Teach him for every enemy there is a friend, it will take time I know; but teach him if you can, That a dollar earned is of far more value than five pound.
Teach him to learn to lose, and also to enjoy winning, Steer him away from envy, if you can, teach him the secret of quiet laughter.
Let him learn early that the bullies are easiest to lick…teach him if you can, the wonder of books…But also give him quiet time to ponder the eternal mystery of birds in the sky, bees in the sun, and flowers on a green hill side.
In the school teach him it is far more honourable to fail than to cheat….Teach him to be gentle with gentle people and tough with the tough.. try to give my son the strength not to follow the crowd when everyone is getting on the band wagon….
Teach him to listen to all men…teach him also to filter all he hears on the screen of truth, and take only the good that comes through.

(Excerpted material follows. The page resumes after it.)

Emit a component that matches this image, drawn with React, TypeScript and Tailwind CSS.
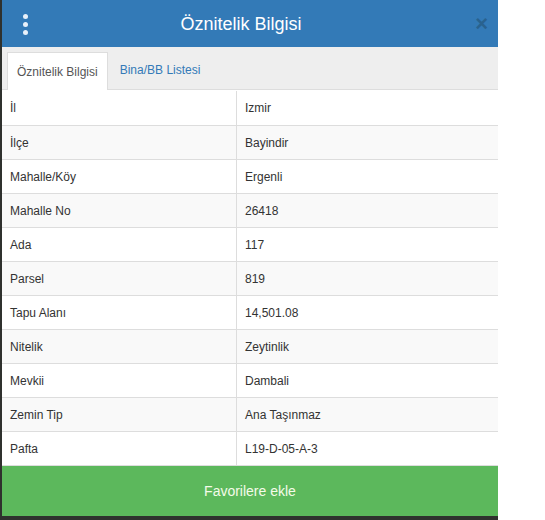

Teach him if you can, how to laugh when he is sad… Teach him there is no shame in tears, Teach him to scoff at cynics and to beware of too much sweetness…. Teach him to sell his brawn and brain to the highest bidders and never put a price- tag on his heart and soul.
Teach him to close his ears to a howling mob and to stand and fight if he thinks he is right. Treat him gently, but do not cuddle him, because only the test of fire makes fine steel.
Let him have the courage to be impatient…. Let him have the patience to be brave. .Teach him always to have sublime faith in himself, because then he will have sublime faith in mankind.
This is a big order, but see what you can do.. ..He is such a nice fellow, my son.”